Designates data as a special item having to do with computers or networks. Most common use is to encode a URL.

<systemitem class="url">http://www.oreilly.com</systemitem>
<type>

A variable or constant data type.

The function returns a value of type 
<type>boolean</type>.
<userinput>

Text entered by a human into a computer terminal.

At the command line, type
<userinput>telnet bubba.beerguzzlin.org</userinput>
<wordasword>

A word used as an example.

By <wordasword>snake</wordasword>, 
I mean <quote>dirty, stinkin' varmint</quote>.
<xref>

A cross reference to some element in the book. The required linkend attribute contains the id of the element being referenced.

For more information, refer to
<xref linkend="XYZ-CH-4"/>.

8. Tables

The tables used in DocBook Lite are a slimmed-down version of the CALS table model, a popular markup format for tables. There are two outer elements for tables: <table>, which requires a title, and <informaltable>, which does not. These elements contain a <tgroup> element with an attribute cols that specifies the number of columns in the table.

The table has a head, body, and foot, contained in <thead>, <tbody>, and <tfoot> elements, respectively. Only the body is required. The head and body contain a set of rows, each a <row> element. The foot contains text that will appear just below the table, usually within the lines.

A <row> element contains some number of <entry>s, each corresponding to a table cell. The entry may either contain mixed content text, or a block element such as a paragraph.
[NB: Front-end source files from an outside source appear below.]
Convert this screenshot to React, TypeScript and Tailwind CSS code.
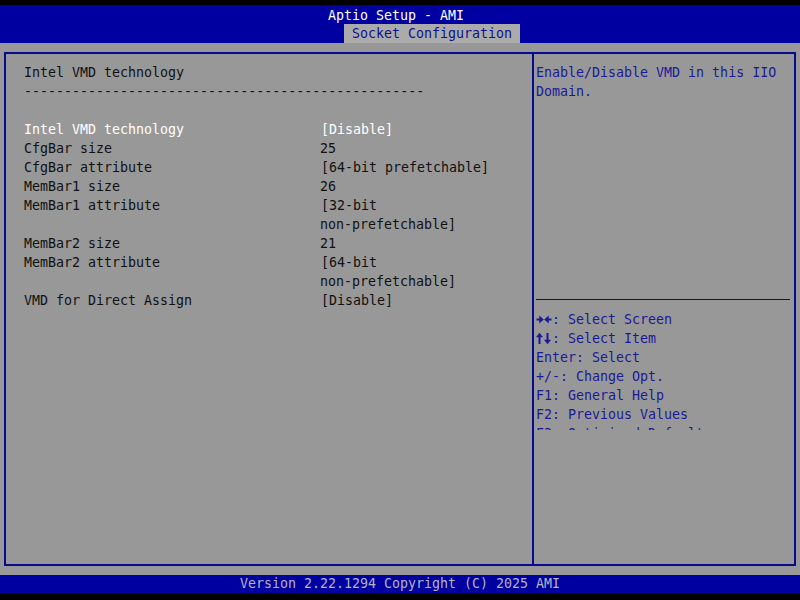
import React from "react";

const mono = "font-['DejaVu_Sans_Mono','Liberation_Mono',monospace] text-[13.3px] leading-[19px]";

const rows: { label: string; value: string[]; selected?: boolean }[] = [
  { label: "Intel VMD technology", value: ["[Disable]"], selected: true },
  { label: "CfgBar size", value: ["25"] },
  { label: "CfgBar attribute", value: ["[64-bit prefetchable]"] },
  { label: "MemBar1 size", value: ["26"] },
  { label: "MemBar1 attribute", value: ["[32-bit", "non-prefetchable]"] },
  { label: "MemBar2 size", value: ["21"] },
  { label: "MemBar2 attribute", value: ["[64-bit", "non-prefetchable]"] },
  { label: "VMD for Direct Assign", value: ["[Disable]"] },
];

// two-glyph arrow keys, drawn the way the bios font renders them
function LeftRight() {
  return (
    <svg width="16" height="19" viewBox="0 0 16 19" className="inline-block align-top" fill="currentColor" stroke="currentColor">
      <line x1="0.5" y1="9.5" x2="5" y2="9.5" strokeWidth="2" />
      <polygon points="3.5,6 7.5,9.5 3.5,13" strokeWidth="0.5" />
      <polygon points="12.5,6 8.5,9.5 12.5,13" strokeWidth="0.5" />
      <line x1="11" y1="9.5" x2="15.5" y2="9.5" strokeWidth="2" />
    </svg>
  );
}

function UpDown() {
  return (
    <svg width="16" height="19" viewBox="0 0 16 19" className="inline-block align-top" fill="currentColor" stroke="currentColor">
      <polygon points="0.5,8 3.5,4 6.5,8" strokeWidth="0.5" />
      <line x1="3.5" y1="7" x2="3.5" y2="15" strokeWidth="2" />
      <line x1="11.5" y1="4" x2="11.5" y2="12" strokeWidth="2" />
      <polygon points="8.5,11 11.5,15 14.5,11" strokeWidth="0.5" />
    </svg>
  );
}

const help: { key: React.ReactNode; text: string }[] = [
  { key: <LeftRight />, text: ": Select Screen" },
  { key: <UpDown />, text: ": Select Item" },
  { key: "Enter", text: ": Select" },
  { key: "+/-", text: ": Change Opt." },
  { key: "F1", text: ": General Help" },
  { key: "F2", text: ": Previous Values" },
  { key: "F3", text: ": Optimized Defaults" },
];

export default function App() {
  return (
    <div className={`w-[800px] h-[600px] bg-black flex flex-col ${mono}`}>
      {/* header */}
      <div className="mt-[5px] h-[38px] bg-[#0000a0] flex flex-col">
        <div className="h-[19px] pt-px flex justify-center pr-[8px] text-white">Aptio Setup - AMI</div>
        <div className="h-[19px] flex pl-[344px]">
          <div className="bg-[#ababab] px-[8px] text-[#10108c]">Socket Configuration</div>
        </div>
      </div>

      {/* body */}
      <div className="h-[532px] bg-[#989898] px-[4px] pt-[9px]">
        <div className="h-[514px] border-2 border-[#0a0a90] flex">
          {/* left panel */}
          <div className="w-[526px] pl-[18px] pt-[9px] text-[#111111]">
            <div>Intel VMD technology</div>
            <div>--------------------------------------------------</div>
            <div className="h-[19px]" />
            {rows.map((r, i) => (
              <div key={i} className="flex">
                <div className={`w-[296px] ${r.selected ? "text-white" : ""}`}>{r.label}</div>
                <div className={r.selected ? "text-white" : ""}>
                  {r.value.map((v, j) => (
                    <div key={j} className={v.startsWith("[") ? "pl-px" : ""}>{v}</div>
                  ))}
                </div>
              </div>
            ))}
          </div>

          {/* right panel */}
          <div className="flex-1 border-l-2 border-[#0a0a90] px-[2px] text-[#1a1a96] flex flex-col">
            <div className="h-[245px] pt-[9px]">
              <div>Enable/Disable VMD in this IIO</div>
              <div>Domain.</div>
            </div>
            <div className="h-px bg-[#0a0a90] mr-[2px]" />
            <div className="mt-[10px] h-[120px] overflow-hidden">
              {help.map((h, i) => (
                <div key={i} className="h-[19px]">
                  {h.key}
                  {h.text}
                </div>
              ))}
            </div>
          </div>
        </div>
      </div>

      {/* footer */}
      <div className="h-[18px] bg-[#0000a0] flex justify-center items-center text-[#b4b4c4] leading-[18px]">
        Version 2.22.1294 Copyright (C) 2025 AMI
      </div>
    </div>
  );
}
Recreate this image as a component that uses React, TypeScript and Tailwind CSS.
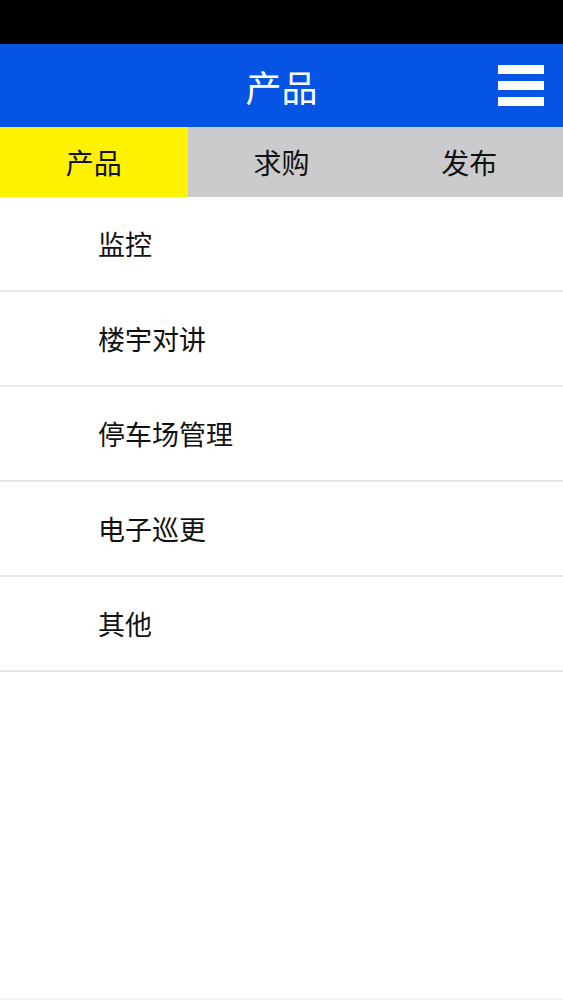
import React from 'react';

const tabs = ['产品', '求购', '发布'];
const items = ['监控', '楼宇对讲', '停车场管理', '电子巡更', '其他'];

export default function App() {
  return (
    <div
      className="flex h-[1000px] w-full flex-col bg-white"
      style={{ fontFamily: '"Noto Sans CJK SC", "Noto Sans", sans-serif' }}
    >
      <div className="h-[44px] shrink-0 bg-black" />
      <header className="relative flex h-[83px] shrink-0 items-center justify-center bg-[#0554e3]">
        <h1 className="text-[36px] leading-none text-white">产品</h1>
        <button className="absolute right-[19px] top-[21px] flex w-[46px] flex-col gap-[7.5px]">
          <span className="block h-[8.5px] w-full bg-white" />
          <span className="block h-[8.5px] w-full bg-white" />
          <span className="block h-[8.5px] w-full bg-white" />
        </button>
      </header>
      <nav className="grid h-[70px] shrink-0 grid-cols-3 bg-[#cbcbcd]">
        {tabs.map((t, i) => (
          <div
            key={t}
            className={`flex items-center justify-center text-[28px] leading-none text-[#111] ${
              i === 0 ? 'bg-[#fff200]' : ''
            }`}
          >
            {t}
          </div>
        ))}
      </nav>
      <ul className="flex flex-col">
        {items.map(item => (
          <li
            key={item}
            className="flex h-[95px] items-center border-b-2 border-[#e6e6e6] pl-[98px] text-[27px] leading-none text-[#111]"
          >
            {item}
          </li>
        ))}
      </ul>
      <div className="flex-1" />
      <div className="h-[2px] shrink-0 bg-[#f3f3f3]" />
    </div>
  );
}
The following is an example of a simple titled table:

<table id="ABC-CH-1-TABLE-5">
  <title>States and Their Capitals</title>
  <tgroup cols="2">
    <thead>
      <row>
        <entry>State</entry>
        <entry>Capital</entry>
      </row>
    </thead>
    <tbody>
      <row>
        <entry>New York</entry>
        <entry>Albany</entry>
      </row>
      <row>
        <entry>Massachusetts</entry>
        <entry>Boston</entry>
      </row>
      <row>
        <entry>Hawaii</entry>
        <entry>Honalulu</entry>
      </row>
    </tbody>
  </tgroup>
</table>

To span a row, add to the <entry> element an attribute morerows="N", where N is the number of rows to span beyond the current row. For example, to make an entry that spans 3 rows, use morerows="2". For each of the following rows that are spanned, leave out an <entry> element, since the spanning cell will inhabit that space.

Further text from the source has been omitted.